Posted by: Ezer Knegdo | Mar 2, 2006 7:25:43 PM

It is tough and I know that there have been some nasty incidents recently which have to be frightening. Unfortunately the reality of the area is that either you take some carefully calculated (and as minimal as possible) risks or you lock yourself up in a bubble and let fear take over.
Why don't you contact someone such as Lisa Goldman who does have contact with Arabs on a regular basis and see if she has some practical suggestions?
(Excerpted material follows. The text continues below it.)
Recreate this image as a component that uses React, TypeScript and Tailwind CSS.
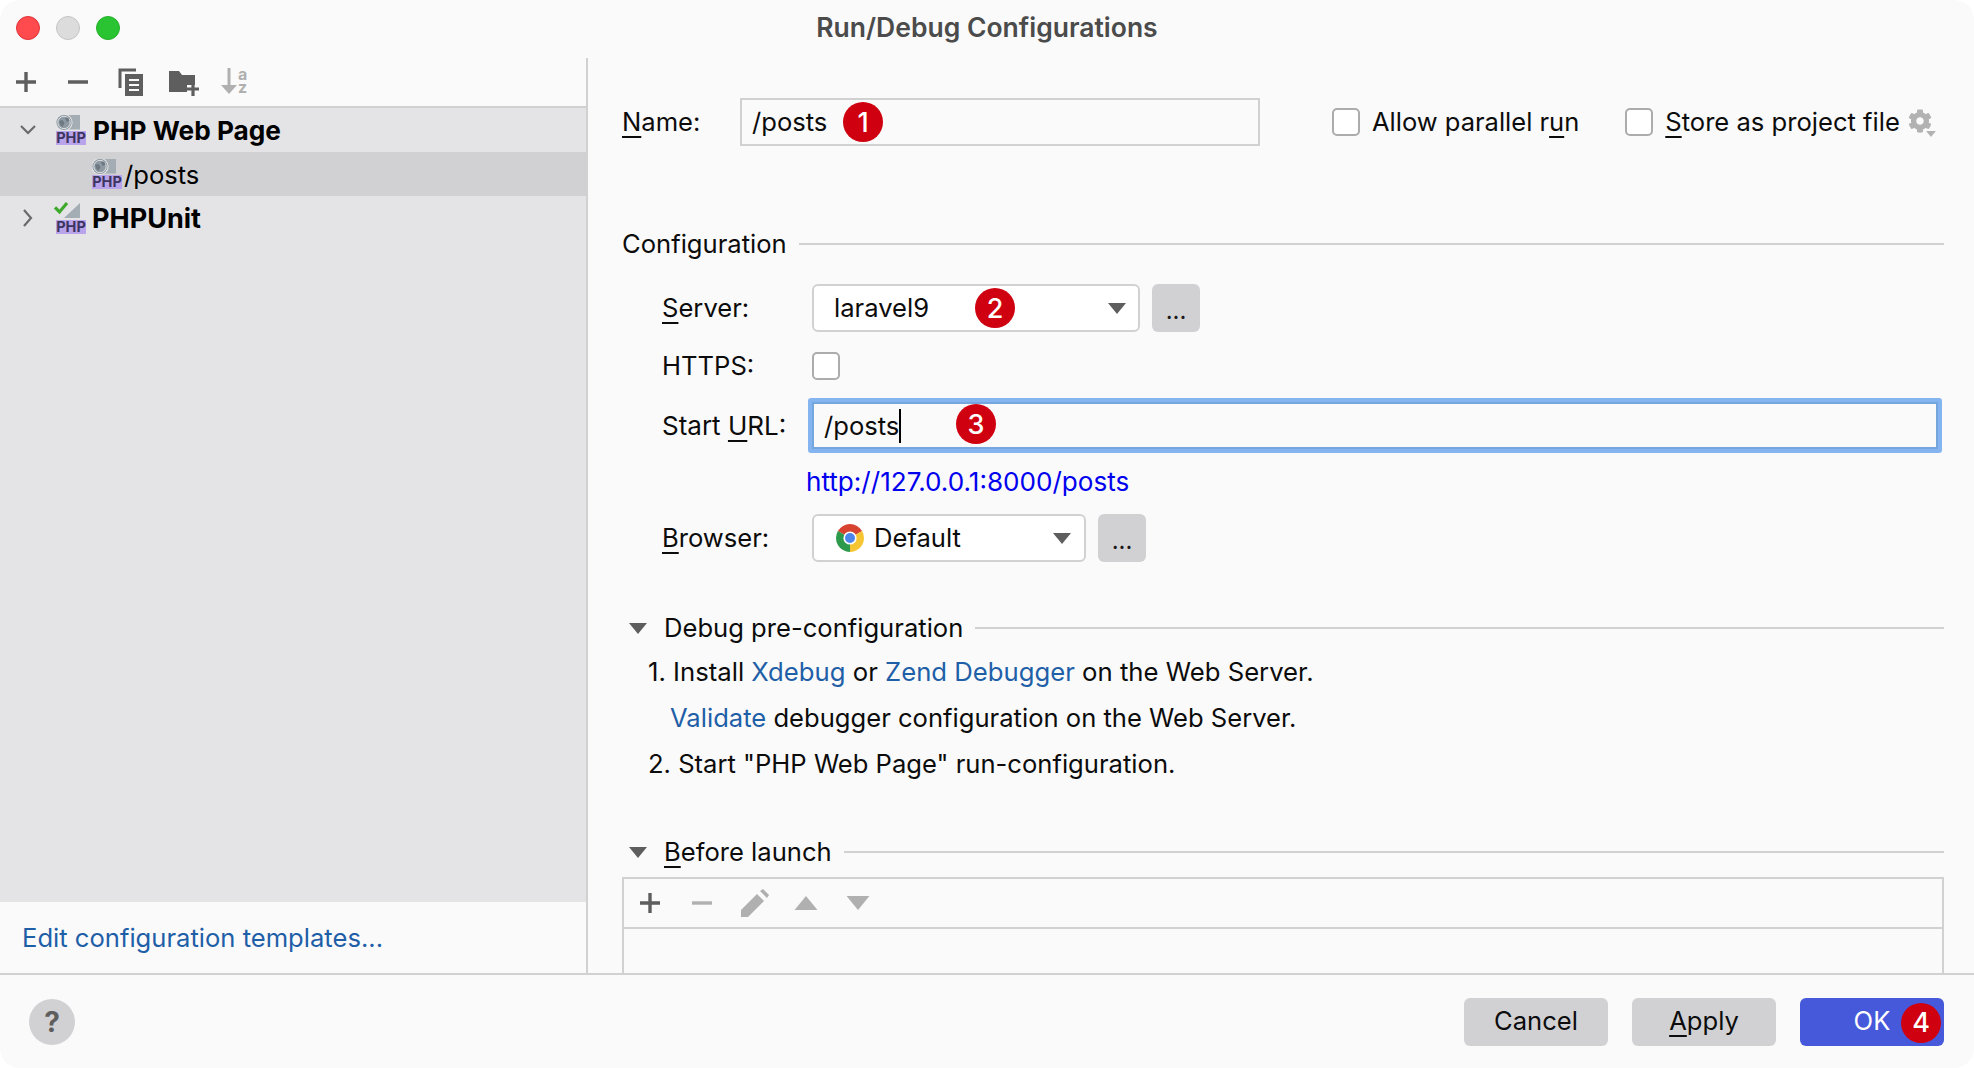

Posted by: Lisoosh | Mar 2, 2006 8:01:48 PM

We live in what is left of rural Florida. My wife and I have five kids, our oldest just left for Armor School in Ft Knox, having learned from his paratrooper Dad that "walking" into a combat zone is vastly overrated. The kids are growing up with blacks and hispanics and we have tried to teach them how the different cultures effect each other and try have to explain, in as straightforward and value neutral a manner as we can, how they effect each other as life plays out before their eyes. If they understand what motivates the different tribes, they understand the risks. We teach them from the get go that people have much in common, but that they are individuals who tend to draw nearer to folks they have the most things in common with. Some groups are trouble, with exceptions of course, and to look for the good in all of them, but, but keep both eyes open. Your in my prayers.